Так что продолжайте считать вашего Бога личностью или сущностью, не упуская, однако, из виду, что здесь присутствует нечто неизмеримо более высокое.
Глава 3
Честнейший Человек Монреаля стоял, прижавшись к наглухо закрытой двери, и вглядывался сквозь щели в происходящее снаружи. Улица походила на поле боя. Кругом с ревом носились полицейские автомашины и мотоциклы. В воздухе пролетали камни и бутылки, с сытым треском грохаясь о мостовую. Напротив магазина, где неусыпно стоял на страже «Фотоаппаратов Саймонса» Хай Мендел-сон, зловещим символом могущества прессы высилось огромное осажденное здание «Ля Пресс».
Да — бастующие газетчики заставили замереть огромные печатные станки. Телетайпы уже не отстукивали бесконечные ленты новостей. Болтливые репортеры уже не гонялись за теми, из кого можно сделать «материал». А для кое-кого забастовка газетчиков была порой, «когда воздух стал чище, и да здравствует забастовка!»
Но для людей типа Хая Менделсона из «Фотоаппаратов Саймонса» она означала серьезные убытки. Новая скоростная магистраль на тылах его магазина была заблокирована. Перед ним — забастовщики из «Ля Пресс», полиция, баррикады, словом, сплошные помехи честной торговле. (Теперь, само собой, забастовка закончилась, и Хай Менделсон снова процветает!)

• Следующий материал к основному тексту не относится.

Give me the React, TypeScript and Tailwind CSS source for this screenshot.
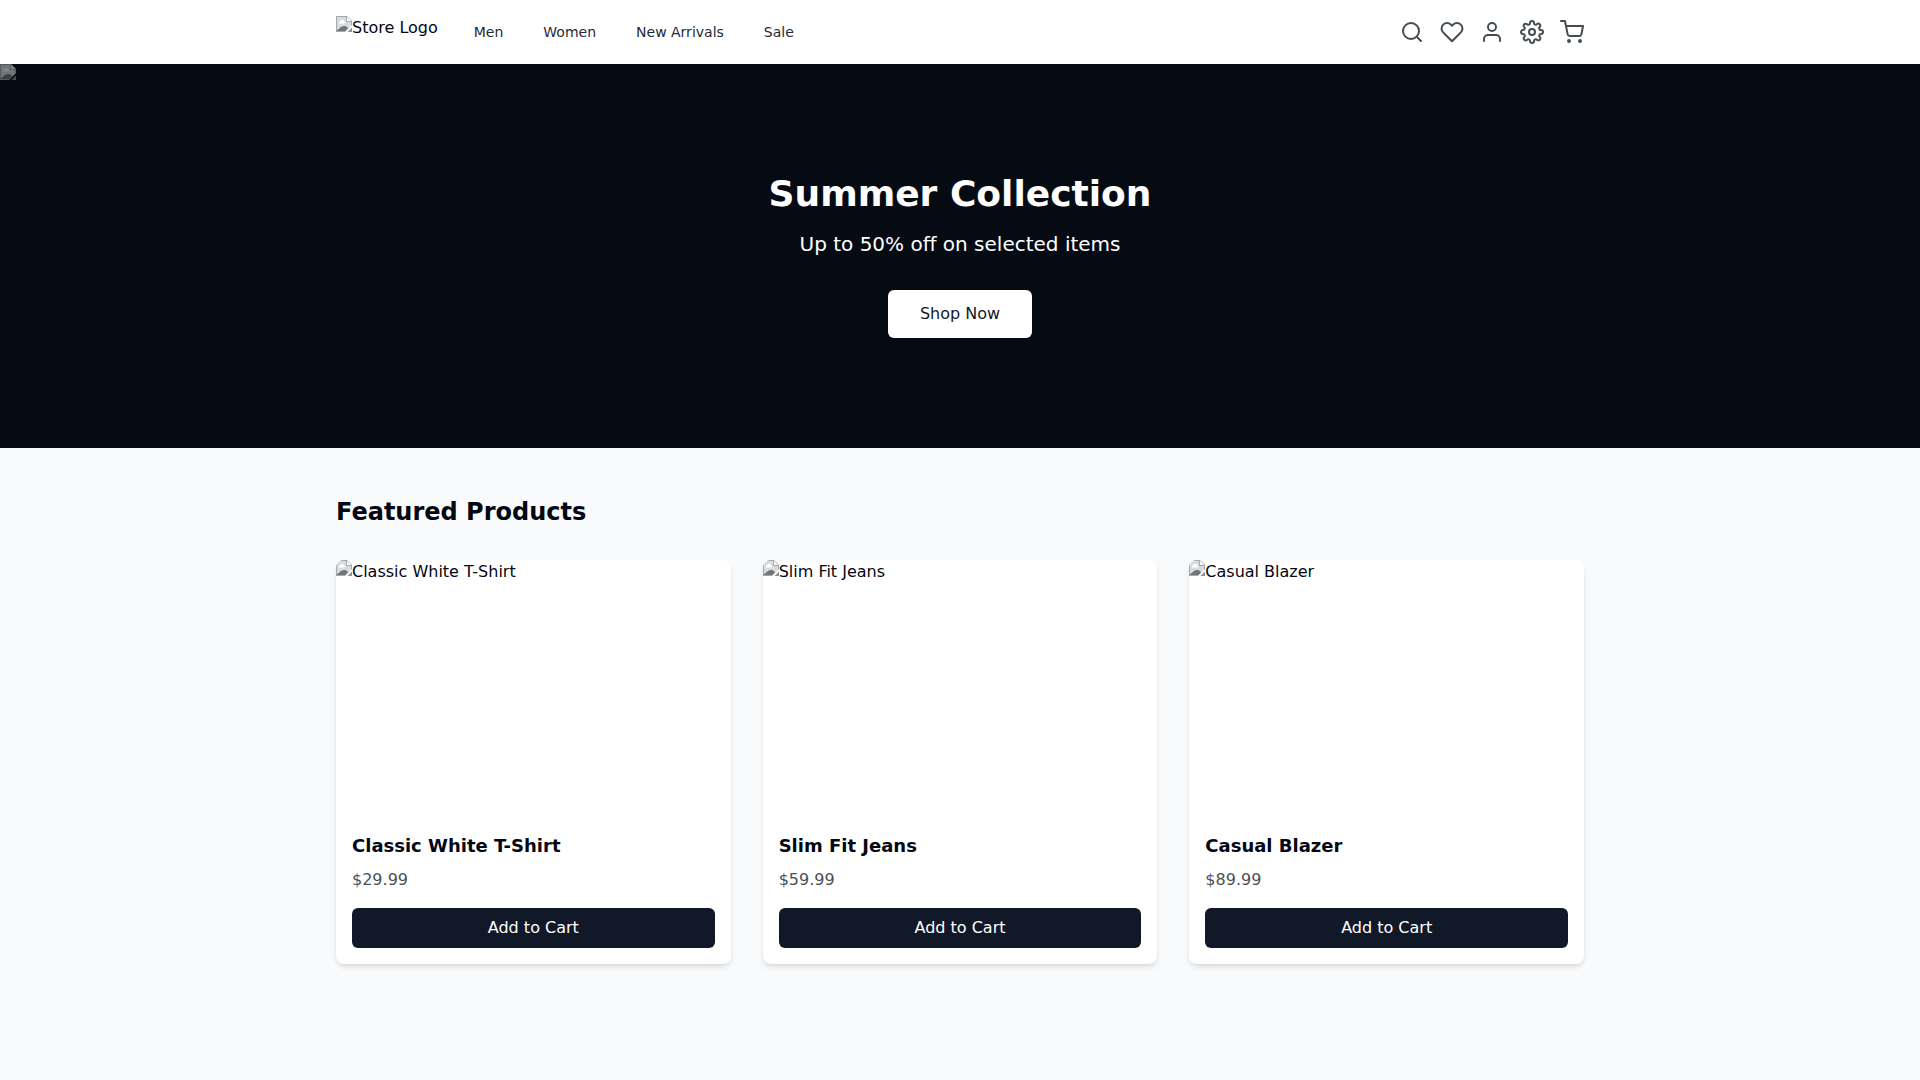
import { FiSearch, FiHeart, FiUser, FiSettings, FiShoppingCart } from 'react-icons/fi';

const navLinks = ['Men', 'Women', 'New Arrivals', 'Sale'];

const actions = [
  { label: 'Search', Icon: FiSearch },
  { label: 'Wishlist', Icon: FiHeart },
  { label: 'Account', Icon: FiUser },
  { label: 'Settings', Icon: FiSettings },
  { label: 'Cart', Icon: FiShoppingCart },
];

const products = [
  { id: 1, name: 'Classic White T-Shirt', price: 29.99 },
  { id: 2, name: 'Slim Fit Jeans', price: 59.99 },
  { id: 3, name: 'Casual Blazer', price: 89.99 },
];

// Placeholder for a picture that is not available
const MissingImage = ({ className = '' }: { className?: string }) => (
  <svg className={`w-4 h-4 shrink-0 ${className}`} viewBox="0 0 16 16" aria-hidden="true">
    <path d="M0 0h11l5 5v4l-7 7H0z" fill="#d9dcdf" />
    <path d="M3 6.500a1.500 1.500 0 0 1 1.500-1.500A1.800 1.800 0 0 1 8 5.500a1 1 0 0 1 0 2H3z" fill="#fff" />
    <path d="M1 15.500v-1.500c2-.5 3.500-4 7-4 1.800 0 3 .5 4 2.500l-3 3z" fill="#6f7874" />
    <path d="M16 11.500v4.500h-4.500z" fill="#8b9390" />
    <path d="M.5 16V.5H11L15.500 5v4.500M.5 15.500H9" fill="none" stroke="#a3a8ab" />
    <path d="M11 1v4h4z" fill="#fff" />
    <path d="M10.500 1v4.500H15" fill="none" stroke="#a3a8ab" />
  </svg>
);

const Header = () => {
  return (
    <header className="bg-white shadow-sm">
      <div className="max-w-7xl mx-auto px-4 h-16 flex items-center justify-between">
        <div className="flex items-center">
          <a href="#" className="flex items-start h-8">
            <MissingImage />
            <span className="leading-6">Store Logo</span>
          </a>
          <nav className="ml-9 flex gap-10">
            {navLinks.map((link) => (
              <a key={link} href="#" className="text-sm text-[#1f2937] hover:text-black">
                {link}
              </a>
            ))}
          </nav>
        </div>

        <div className="flex items-center gap-4">
          {actions.map(({ label, Icon }) => (
            <button key={label} aria-label={label} className="text-[#454d54] hover:text-black">
              <Icon size={24} />
            </button>
          ))}
        </div>
      </div>
    </header>
  );
};

const Hero = () => {
  return (
    <section className="relative h-96 bg-[#060b13] flex items-center justify-center">
      <MissingImage className="absolute top-0 left-0 opacity-50" />
      <div className="text-center text-white">
        <h1 className="text-4xl font-bold mb-4">Summer Collection</h1>
        <p className="text-xl mb-8">Up to 50% off on selected items</p>
        <button className="bg-white text-[#111827] px-8 py-3 rounded-md hover:bg-gray-100">
          Shop Now
        </button>
      </div>
    </section>
  );
};

const ProductCard = ({ name, price }: { name: string; price: number }) => {
  return (
    <div className="bg-white rounded-lg shadow-md overflow-hidden">
      <div className="h-64 flex items-start">
        <MissingImage />
        <span className="leading-6">{name}</span>
      </div>
      <div className="p-4">
        <h3 className="text-lg font-semibold">{name}</h3>
        <p className="mt-2 text-[#4b5156]">${price}</p>
        <button className="mt-4 w-full bg-[#111827] text-white py-2 rounded-md hover:bg-gray-800">
          Add to Cart
        </button>
      </div>
    </div>
  );
};

const App = () => {
  return (
    <div className="min-h-screen bg-[#f9fafb] text-[#030712] font-['DejaVu_Sans',sans-serif]">
      <Header />
      <Hero />
      <main className="max-w-7xl mx-auto px-4 py-12">
        <h2 className="text-2xl font-bold mb-8">Featured Products</h2>
        <div className="grid grid-cols-1 md:grid-cols-3 gap-8">
          {products.map((product) => (
            <ProductCard key={product.id} name={product.name} price={product.price} />
          ))}
        </div>
      </main>
    </div>
  );
};

export default App;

Почему нет конца забастовкам, когда так много безработных? Если эти люди чем-то недовольны, пусть уступят свои рабочие места тем, кто готов работать. К чему шантажировать всю страну, весь континент ради прихоти жадных до денег лидеров прокоммунистических профсоюзов? Пресса и профсоюзы — вот подлинное проклятие современной жизни!
Хай Менделсон — хороший, честный человек. Почему он и такие, как он, чуть ли не разоряются из-за дерущихся забастовщиков? Если не газетчики кладут конец всякой торговле на его улице, то бастующие почтовые работники мешают его весьма эффективному бизнесу торговли по почте. Я знаю его многие годы, он мой добрый приятель, и меня донельзя бесит, что все эти оголтелые забастовки вредят ни в чем не повинным порядочным людям.
Монреаль словно попал в осаду. Кругом толпы забастовщиков, умело действующая полиция и банды псевдореволюционеров, нагло околачивающихся на каждом углу. Длинноволосые типы, выставив напоказ свои грязные и намеренно изодранные лохмотья, разгуливают по улицам, бормоча дикие и малоприличные приветствия таким же, как они, оболтусам, и расходясь каждый в свою сторону.
Монреаль, где французские канадцы не любят французских канадцев! Где часто очень трудно (как я узнал) привлечь к себе внимание во французском магазине, если не говоришь по-французски. Город Двух Языков, город, который я покинул с великой радостью, когда пришла на то пора, о чем вы прочтете немного погодя.
Старый человек часто сидел у окна своего дома над рекой. По ночам он видел вспышки взрывов. Видел мигалки полицейских машин, преследующих поджигателей и революционеров различного толка, был свидетелем Квебекского кризиса, когда добрый и справедливый человек был убит каким-то невежественным подонком.